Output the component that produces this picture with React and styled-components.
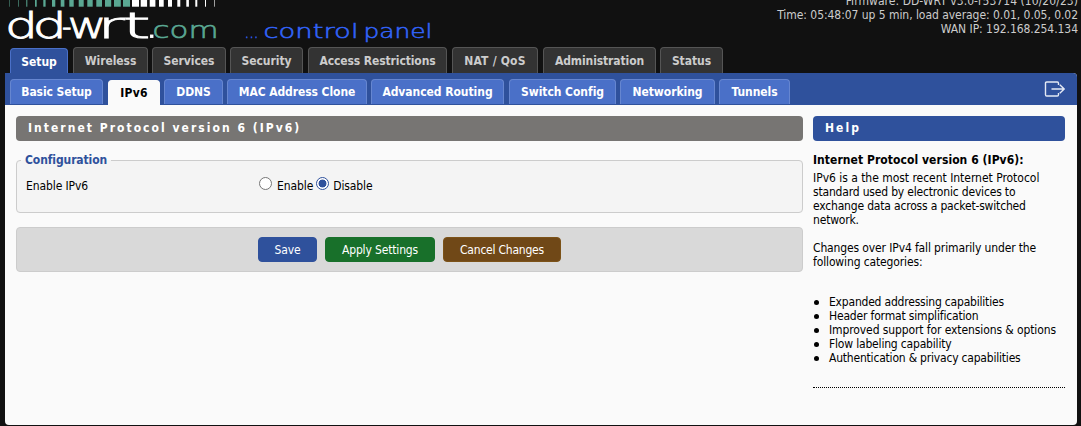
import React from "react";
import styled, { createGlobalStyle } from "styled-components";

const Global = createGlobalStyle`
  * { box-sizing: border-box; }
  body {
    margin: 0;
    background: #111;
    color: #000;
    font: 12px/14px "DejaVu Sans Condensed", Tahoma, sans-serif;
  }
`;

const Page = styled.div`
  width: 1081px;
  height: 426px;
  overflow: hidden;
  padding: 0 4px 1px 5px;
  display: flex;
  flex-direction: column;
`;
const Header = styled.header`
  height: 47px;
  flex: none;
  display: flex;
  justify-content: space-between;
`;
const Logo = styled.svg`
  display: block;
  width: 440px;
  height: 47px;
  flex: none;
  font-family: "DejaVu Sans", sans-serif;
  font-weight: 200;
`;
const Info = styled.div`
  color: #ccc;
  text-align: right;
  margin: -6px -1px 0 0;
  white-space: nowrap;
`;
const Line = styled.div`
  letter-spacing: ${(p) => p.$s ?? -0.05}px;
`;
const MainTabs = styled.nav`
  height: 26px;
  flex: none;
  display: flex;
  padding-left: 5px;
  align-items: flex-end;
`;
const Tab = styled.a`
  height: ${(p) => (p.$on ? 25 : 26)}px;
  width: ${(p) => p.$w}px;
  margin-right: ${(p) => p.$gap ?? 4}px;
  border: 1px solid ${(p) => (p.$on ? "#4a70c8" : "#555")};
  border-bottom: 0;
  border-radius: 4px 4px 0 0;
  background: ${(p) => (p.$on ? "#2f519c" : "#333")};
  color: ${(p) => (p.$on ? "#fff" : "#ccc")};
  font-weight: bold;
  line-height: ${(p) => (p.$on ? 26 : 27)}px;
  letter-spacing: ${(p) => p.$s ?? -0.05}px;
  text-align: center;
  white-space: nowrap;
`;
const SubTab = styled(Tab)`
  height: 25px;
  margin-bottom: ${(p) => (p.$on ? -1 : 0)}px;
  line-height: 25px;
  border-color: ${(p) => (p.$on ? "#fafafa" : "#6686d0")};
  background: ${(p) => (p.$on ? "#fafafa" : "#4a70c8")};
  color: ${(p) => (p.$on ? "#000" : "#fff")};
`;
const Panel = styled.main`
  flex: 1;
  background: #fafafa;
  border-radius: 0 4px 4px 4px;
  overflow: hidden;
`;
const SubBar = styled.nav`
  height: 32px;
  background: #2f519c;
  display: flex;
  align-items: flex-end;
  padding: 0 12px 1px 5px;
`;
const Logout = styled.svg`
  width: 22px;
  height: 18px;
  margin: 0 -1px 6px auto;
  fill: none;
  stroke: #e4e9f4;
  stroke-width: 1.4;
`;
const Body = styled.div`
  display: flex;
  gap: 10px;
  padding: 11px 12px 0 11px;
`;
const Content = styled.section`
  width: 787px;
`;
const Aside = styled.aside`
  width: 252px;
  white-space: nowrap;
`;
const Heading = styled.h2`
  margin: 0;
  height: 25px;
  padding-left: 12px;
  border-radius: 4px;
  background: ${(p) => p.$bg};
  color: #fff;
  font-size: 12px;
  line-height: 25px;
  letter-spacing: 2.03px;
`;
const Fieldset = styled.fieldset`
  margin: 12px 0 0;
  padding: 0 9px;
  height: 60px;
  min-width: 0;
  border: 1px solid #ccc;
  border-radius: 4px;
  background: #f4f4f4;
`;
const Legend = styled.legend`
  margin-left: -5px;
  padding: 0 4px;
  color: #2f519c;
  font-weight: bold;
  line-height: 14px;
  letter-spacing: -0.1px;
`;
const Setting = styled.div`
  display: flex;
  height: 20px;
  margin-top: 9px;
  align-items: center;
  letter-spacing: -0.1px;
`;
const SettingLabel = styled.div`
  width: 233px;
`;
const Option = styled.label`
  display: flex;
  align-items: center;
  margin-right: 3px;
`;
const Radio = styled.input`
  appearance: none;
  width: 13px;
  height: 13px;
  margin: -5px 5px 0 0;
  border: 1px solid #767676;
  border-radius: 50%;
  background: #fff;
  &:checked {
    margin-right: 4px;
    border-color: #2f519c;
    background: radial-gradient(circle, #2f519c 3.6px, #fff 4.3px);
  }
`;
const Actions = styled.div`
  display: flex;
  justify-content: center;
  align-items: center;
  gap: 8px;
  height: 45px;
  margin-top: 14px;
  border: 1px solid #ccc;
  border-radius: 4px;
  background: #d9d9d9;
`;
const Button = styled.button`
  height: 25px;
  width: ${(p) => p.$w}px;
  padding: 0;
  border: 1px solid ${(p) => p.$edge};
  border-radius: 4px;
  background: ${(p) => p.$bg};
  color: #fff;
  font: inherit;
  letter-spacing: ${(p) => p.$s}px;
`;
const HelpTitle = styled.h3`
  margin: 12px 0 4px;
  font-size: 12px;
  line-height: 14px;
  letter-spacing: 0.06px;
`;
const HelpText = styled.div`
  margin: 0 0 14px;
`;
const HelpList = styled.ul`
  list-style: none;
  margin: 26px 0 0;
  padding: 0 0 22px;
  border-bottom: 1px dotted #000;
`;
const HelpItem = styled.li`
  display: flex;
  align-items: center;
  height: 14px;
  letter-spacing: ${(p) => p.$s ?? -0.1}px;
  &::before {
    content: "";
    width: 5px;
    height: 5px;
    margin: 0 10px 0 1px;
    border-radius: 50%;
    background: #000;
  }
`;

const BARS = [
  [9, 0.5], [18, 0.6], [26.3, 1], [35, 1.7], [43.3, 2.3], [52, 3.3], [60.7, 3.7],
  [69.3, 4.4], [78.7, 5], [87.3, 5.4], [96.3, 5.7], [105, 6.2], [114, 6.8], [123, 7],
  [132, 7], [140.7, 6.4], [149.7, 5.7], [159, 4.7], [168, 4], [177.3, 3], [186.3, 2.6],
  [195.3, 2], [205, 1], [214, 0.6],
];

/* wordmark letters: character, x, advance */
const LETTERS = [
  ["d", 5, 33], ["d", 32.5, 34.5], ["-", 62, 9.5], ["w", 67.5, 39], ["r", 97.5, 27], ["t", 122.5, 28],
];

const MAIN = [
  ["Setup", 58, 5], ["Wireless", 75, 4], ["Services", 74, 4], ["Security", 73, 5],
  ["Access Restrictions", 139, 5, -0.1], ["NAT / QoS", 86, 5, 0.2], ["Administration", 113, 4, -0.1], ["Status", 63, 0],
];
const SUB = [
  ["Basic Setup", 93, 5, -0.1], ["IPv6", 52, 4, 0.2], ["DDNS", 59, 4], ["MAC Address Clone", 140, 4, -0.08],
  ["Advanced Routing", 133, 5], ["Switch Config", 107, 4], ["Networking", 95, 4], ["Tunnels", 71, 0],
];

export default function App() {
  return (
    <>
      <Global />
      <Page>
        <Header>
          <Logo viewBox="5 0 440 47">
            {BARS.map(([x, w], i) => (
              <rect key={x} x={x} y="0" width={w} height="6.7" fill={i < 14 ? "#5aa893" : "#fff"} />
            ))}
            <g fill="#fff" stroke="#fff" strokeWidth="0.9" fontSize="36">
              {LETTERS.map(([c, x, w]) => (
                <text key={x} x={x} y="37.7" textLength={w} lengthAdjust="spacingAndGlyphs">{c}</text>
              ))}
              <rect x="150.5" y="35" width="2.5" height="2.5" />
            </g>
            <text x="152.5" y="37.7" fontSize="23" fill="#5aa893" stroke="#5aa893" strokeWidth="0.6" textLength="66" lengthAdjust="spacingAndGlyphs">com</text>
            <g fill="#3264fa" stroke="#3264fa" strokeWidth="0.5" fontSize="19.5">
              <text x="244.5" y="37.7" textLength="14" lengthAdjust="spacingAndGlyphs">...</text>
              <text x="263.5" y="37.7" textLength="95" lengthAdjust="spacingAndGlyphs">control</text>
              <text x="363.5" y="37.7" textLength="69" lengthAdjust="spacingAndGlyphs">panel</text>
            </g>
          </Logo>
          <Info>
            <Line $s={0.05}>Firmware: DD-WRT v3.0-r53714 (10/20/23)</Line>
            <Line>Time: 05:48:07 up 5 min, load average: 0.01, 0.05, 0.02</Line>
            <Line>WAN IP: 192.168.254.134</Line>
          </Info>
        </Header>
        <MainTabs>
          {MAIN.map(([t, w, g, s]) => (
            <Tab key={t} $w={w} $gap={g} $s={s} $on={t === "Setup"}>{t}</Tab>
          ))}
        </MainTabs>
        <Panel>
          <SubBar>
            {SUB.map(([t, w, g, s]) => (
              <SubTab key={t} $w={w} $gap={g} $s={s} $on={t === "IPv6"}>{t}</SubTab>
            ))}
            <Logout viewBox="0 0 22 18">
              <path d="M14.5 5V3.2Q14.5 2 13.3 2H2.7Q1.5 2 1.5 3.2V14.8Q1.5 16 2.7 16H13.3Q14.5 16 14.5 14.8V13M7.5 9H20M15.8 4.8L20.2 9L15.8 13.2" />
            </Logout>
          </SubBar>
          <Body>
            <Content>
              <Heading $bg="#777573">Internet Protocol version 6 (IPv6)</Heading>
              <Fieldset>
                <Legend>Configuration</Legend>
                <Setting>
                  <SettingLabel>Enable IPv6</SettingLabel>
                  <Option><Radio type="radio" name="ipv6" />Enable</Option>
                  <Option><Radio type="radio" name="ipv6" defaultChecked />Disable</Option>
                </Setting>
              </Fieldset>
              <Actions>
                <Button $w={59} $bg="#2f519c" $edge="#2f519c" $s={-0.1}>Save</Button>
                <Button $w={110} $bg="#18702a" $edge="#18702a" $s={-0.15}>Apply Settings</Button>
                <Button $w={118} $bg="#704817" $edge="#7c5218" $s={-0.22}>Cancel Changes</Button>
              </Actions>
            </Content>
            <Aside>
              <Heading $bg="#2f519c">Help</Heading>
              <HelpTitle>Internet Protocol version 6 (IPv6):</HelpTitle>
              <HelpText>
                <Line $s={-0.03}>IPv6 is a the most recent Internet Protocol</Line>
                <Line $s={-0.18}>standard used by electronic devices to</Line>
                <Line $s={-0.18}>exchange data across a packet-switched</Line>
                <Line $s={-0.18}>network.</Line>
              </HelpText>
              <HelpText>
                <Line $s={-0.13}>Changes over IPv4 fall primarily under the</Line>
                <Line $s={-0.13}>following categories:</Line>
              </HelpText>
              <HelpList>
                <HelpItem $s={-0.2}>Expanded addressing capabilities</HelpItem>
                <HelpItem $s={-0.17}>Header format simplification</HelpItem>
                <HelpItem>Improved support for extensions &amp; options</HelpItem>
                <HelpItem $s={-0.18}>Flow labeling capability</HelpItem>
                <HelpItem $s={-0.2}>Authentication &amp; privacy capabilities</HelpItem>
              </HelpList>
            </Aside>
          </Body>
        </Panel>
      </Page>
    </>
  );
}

═══

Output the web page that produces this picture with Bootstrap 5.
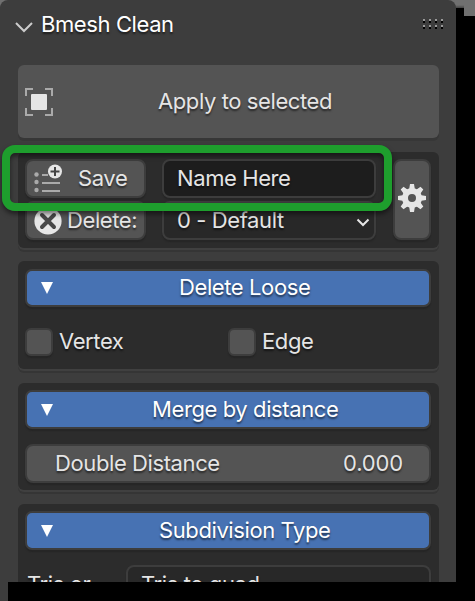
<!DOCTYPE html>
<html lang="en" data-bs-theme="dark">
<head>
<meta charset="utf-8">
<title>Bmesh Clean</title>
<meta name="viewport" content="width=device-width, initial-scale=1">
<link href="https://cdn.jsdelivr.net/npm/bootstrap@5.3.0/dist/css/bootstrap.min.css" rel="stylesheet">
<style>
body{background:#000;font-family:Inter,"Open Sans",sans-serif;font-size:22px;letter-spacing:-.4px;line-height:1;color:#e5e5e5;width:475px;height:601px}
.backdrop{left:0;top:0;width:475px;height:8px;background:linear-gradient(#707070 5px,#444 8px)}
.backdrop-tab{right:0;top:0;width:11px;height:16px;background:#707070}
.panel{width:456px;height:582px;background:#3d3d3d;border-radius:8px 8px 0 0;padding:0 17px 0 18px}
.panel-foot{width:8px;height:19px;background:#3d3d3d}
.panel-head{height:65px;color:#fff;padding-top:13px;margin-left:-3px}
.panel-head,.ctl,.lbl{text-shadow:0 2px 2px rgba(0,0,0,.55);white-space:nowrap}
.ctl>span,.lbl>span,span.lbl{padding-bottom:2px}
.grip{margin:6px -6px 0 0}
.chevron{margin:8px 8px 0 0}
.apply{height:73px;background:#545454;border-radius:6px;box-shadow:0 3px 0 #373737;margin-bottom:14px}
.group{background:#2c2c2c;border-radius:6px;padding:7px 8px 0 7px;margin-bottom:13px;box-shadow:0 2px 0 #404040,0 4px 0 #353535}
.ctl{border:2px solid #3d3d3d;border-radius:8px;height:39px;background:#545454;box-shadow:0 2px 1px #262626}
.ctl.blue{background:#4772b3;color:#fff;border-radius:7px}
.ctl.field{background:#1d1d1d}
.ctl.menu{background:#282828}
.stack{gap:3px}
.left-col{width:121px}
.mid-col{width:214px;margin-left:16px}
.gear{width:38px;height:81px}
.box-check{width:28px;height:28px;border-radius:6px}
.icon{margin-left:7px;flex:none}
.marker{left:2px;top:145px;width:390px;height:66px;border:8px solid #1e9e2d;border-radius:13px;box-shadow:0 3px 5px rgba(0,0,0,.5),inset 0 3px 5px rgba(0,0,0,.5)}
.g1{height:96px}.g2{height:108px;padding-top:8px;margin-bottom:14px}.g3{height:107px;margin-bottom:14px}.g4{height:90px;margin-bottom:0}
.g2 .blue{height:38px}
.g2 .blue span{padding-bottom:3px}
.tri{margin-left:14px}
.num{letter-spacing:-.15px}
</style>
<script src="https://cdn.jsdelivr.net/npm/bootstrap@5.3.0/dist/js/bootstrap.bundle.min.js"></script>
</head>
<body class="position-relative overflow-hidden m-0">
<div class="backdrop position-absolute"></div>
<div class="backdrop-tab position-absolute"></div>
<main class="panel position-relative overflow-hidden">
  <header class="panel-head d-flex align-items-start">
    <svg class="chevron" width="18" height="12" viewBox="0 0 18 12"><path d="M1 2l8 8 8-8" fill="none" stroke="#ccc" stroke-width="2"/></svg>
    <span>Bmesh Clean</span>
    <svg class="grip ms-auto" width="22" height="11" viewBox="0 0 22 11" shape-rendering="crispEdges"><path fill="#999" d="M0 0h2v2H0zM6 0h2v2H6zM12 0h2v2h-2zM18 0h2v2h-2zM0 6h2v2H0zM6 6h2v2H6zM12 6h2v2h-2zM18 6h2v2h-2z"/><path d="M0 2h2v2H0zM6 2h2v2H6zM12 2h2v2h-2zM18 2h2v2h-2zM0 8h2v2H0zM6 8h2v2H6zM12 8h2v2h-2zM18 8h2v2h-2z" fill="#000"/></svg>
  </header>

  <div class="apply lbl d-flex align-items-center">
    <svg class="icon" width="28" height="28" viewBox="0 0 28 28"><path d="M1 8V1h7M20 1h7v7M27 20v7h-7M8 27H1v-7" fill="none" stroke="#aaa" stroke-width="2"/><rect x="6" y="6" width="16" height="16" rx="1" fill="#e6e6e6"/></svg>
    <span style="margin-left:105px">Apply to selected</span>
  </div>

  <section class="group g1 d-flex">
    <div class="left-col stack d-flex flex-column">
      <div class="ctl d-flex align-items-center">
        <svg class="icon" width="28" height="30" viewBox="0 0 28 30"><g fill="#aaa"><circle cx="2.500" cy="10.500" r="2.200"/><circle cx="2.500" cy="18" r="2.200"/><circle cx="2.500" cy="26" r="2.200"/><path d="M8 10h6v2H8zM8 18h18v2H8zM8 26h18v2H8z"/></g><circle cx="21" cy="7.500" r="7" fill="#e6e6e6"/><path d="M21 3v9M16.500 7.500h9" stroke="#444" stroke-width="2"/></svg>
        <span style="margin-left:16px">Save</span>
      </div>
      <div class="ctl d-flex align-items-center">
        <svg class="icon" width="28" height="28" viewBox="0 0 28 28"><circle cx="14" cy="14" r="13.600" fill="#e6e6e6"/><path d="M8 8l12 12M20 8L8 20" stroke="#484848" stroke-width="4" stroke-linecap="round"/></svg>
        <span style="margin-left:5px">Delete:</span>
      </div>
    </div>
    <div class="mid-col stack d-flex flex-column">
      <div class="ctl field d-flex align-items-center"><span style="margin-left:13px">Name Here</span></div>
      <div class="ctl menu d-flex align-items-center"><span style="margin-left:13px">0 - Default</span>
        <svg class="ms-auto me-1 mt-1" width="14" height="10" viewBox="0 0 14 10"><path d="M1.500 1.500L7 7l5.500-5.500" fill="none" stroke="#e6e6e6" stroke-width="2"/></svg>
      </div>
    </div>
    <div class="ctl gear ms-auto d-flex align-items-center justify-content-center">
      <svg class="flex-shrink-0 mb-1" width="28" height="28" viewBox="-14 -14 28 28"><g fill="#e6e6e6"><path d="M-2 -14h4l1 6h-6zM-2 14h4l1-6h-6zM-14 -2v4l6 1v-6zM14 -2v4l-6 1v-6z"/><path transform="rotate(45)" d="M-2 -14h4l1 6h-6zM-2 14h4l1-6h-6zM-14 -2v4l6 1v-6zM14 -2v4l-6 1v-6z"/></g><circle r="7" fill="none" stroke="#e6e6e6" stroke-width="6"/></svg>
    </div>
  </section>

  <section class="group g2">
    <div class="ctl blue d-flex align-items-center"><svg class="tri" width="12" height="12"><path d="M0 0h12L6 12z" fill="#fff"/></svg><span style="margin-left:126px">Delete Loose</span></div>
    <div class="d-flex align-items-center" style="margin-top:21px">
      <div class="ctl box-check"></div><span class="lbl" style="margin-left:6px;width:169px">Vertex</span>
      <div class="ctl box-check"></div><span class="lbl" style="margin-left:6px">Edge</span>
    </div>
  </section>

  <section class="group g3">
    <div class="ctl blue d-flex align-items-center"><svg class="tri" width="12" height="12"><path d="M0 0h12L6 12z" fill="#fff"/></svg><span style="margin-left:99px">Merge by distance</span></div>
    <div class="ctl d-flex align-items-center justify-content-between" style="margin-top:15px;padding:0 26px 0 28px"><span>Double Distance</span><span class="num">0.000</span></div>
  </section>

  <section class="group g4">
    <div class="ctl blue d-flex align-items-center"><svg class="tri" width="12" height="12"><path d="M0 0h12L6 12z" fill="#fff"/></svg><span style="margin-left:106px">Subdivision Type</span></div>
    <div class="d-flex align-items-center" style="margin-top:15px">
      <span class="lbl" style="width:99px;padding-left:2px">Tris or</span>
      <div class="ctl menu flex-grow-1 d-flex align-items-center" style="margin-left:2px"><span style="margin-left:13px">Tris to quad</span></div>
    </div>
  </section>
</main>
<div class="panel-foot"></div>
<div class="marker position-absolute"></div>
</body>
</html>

═══

What the task asks >> Every line holding "this" should be copied out.

Finished exercise >>
Output the component that produces this picture with React and styled-components.
Output the web page that produces this picture with Bootstrap 5.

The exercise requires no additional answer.